You're setting yourself up for jail. If you get caught, you're going to spend an embarrassing 20 minutes in a loss prevention office, go to jail, or both.

There are many circumstances why an LP can't apprehend a shoplifter at any given time. It may be they didn't see it, they were busy doing something (or watching someone) else or perhaps they don't have enough evidence on you at the time. If I'm the LP and I have to "let you walk out" with my merchandise for one reason, or another, I'm going to wait for you to come back, which you will because you've gotten away with it before. When you come back, I'm calling the police.

Each time you shoplift and get away with it, you dramatically increase the odds of getting caught next time. Your window is closing. Be careful.

On Being Threatened With Prosecution on Witnesses Statements

I am being threatened with prosecution even though the store has no proof of me lifting (no items recovered, video surveillance, etc.). They say they have statements from employees that they can use against me. Could this case be real, or are they just trying to intimidate me?

First of all, keep in mind that I'm not an attorney. But according to what I know, yes. You can be charged with a crime on a statement (or statements) from a witness(es). Even in the absence of cameras. (As many stores still are not equipped with them.) I've been in situations where I was returning to my store from lunch (or a bathroom visit) and have seen a shoplifting take place and had to pursue it without the use of cameras. It's also what stores did 'back in the day' before the invention of surveillance cameras.

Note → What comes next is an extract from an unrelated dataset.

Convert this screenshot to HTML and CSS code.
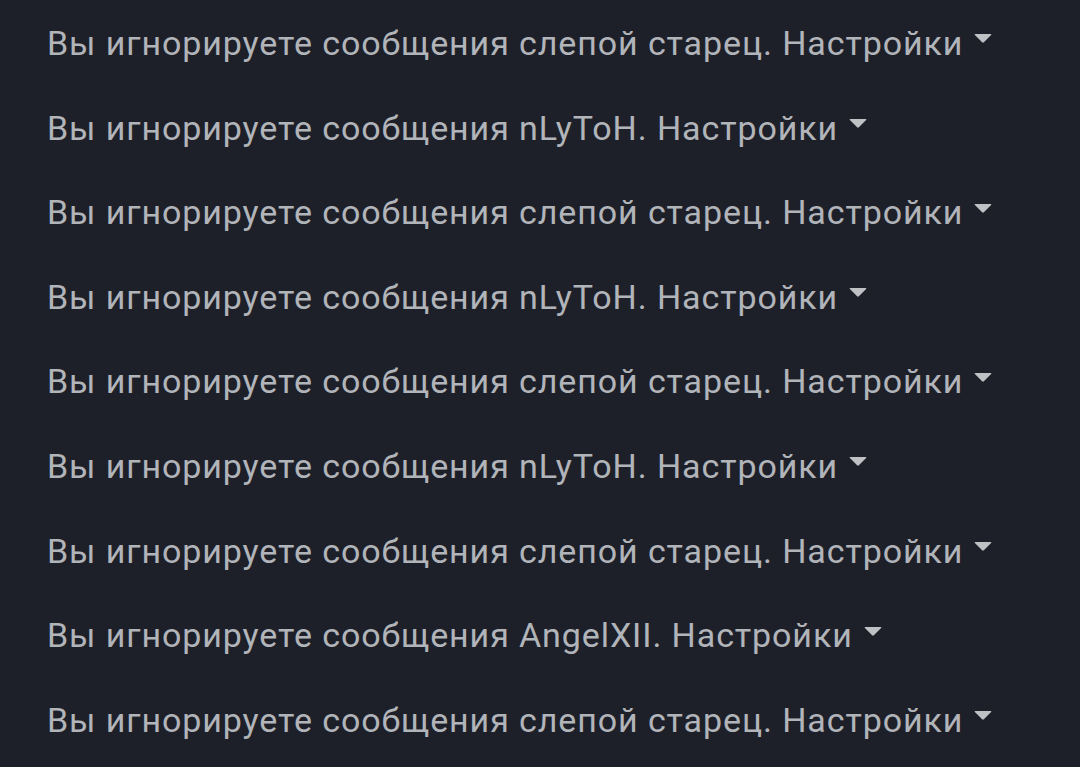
FILE: index.html
```html
<!DOCTYPE html>
<html lang="ru">
<head>
<meta charset="utf-8">
<link rel="stylesheet" href="styles.css">
</head>
<body>
<ul class="list">
  <li class="row">Вы игнорируете сообщения слепой старец. <span class="settings">Настройки<svg class="caret" viewBox="0 0 20 10"><path d="M1.5 0H18.5Q20 0 19 1.2L11 9.2Q10 10 9 9.2L1 1.2Q0 0 1.5 0Z"/></svg></span></li>
  <li class="row">Вы игнорируете сообщения nLyToH. <span class="settings">Настройки<svg class="caret" viewBox="0 0 20 10"><path d="M1.5 0H18.5Q20 0 19 1.2L11 9.2Q10 10 9 9.2L1 1.2Q0 0 1.5 0Z"/></svg></span></li>
  <li class="row">Вы игнорируете сообщения слепой старец. <span class="settings">Настройки<svg class="caret" viewBox="0 0 20 10"><path d="M1.5 0H18.5Q20 0 19 1.2L11 9.2Q10 10 9 9.2L1 1.2Q0 0 1.5 0Z"/></svg></span></li>
  <li class="row">Вы игнорируете сообщения nLyToH. <span class="settings">Настройки<svg class="caret" viewBox="0 0 20 10"><path d="M1.5 0H18.5Q20 0 19 1.2L11 9.2Q10 10 9 9.2L1 1.2Q0 0 1.5 0Z"/></svg></span></li>
  <li class="row">Вы игнорируете сообщения слепой старец. <span class="settings">Настройки<svg class="caret" viewBox="0 0 20 10"><path d="M1.5 0H18.5Q20 0 19 1.2L11 9.2Q10 10 9 9.2L1 1.2Q0 0 1.5 0Z"/></svg></span></li>
  <li class="row">Вы игнорируете сообщения nLyToH. <span class="settings">Настройки<svg class="caret" viewBox="0 0 20 10"><path d="M1.5 0H18.5Q20 0 19 1.2L11 9.2Q10 10 9 9.2L1 1.2Q0 0 1.5 0Z"/></svg></span></li>
  <li class="row">Вы игнорируете сообщения слепой старец. <span class="settings">Настройки<svg class="caret" viewBox="0 0 20 10"><path d="M1.5 0H18.5Q20 0 19 1.2L11 9.2Q10 10 9 9.2L1 1.2Q0 0 1.5 0Z"/></svg></span></li>
  <li class="row">Вы игнорируете сообщения AngelXII. <span class="settings">Настройки<svg class="caret" viewBox="0 0 20 10"><path d="M1.5 0H18.5Q20 0 19 1.2L11 9.2Q10 10 9 9.2L1 1.2Q0 0 1.5 0Z"/></svg></span></li>
  <li class="row">Вы игнорируете сообщения слепой старец. <span class="settings">Настройки<svg class="caret" viewBox="0 0 20 10"><path d="M1.5 0H18.5Q20 0 19 1.2L11 9.2Q10 10 9 9.2L1 1.2Q0 0 1.5 0Z"/></svg></span></li>
</ul>
</body>
</html>
```

FILE: styles.css
```css
html, body {
  margin: 0;
  padding: 0;
  background: #1e2029;
  height: 100%;
  overflow: hidden;
}
.list {
  list-style: none;
  margin: 0;
  padding: 1px 0 0 47px;
  font-family: Roboto, "Noto Sans", sans-serif;
  font-size: 34px;
  letter-spacing: 0.9px;
  color: #b1b4b9;
}
.row {
  height: 84.6px;
  line-height: 84.6px;
  white-space: nowrap;
}
.settings {
  white-space: nowrap;
}
.caret {
  width: 18px;
  height: 9px;
  margin-left: 11px;
  fill: #bfc1c5;
  vertical-align: 0.34em;
}
```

Your second question doesn't come down to a credibility issue, as much as what evidence the store has against you. There may be video. You're not 100% sure. You also don't know if there are one or more witnesses to your theft. The proof of burden is on the store. They have to prove your guilt to the judge. Unfortunately, you'll have to defend yourself. Just like any other court case (if it comes to that) the person with the better story wins. I suggest you contact an attorney and discuss this with him or her and discover your options. Good luck!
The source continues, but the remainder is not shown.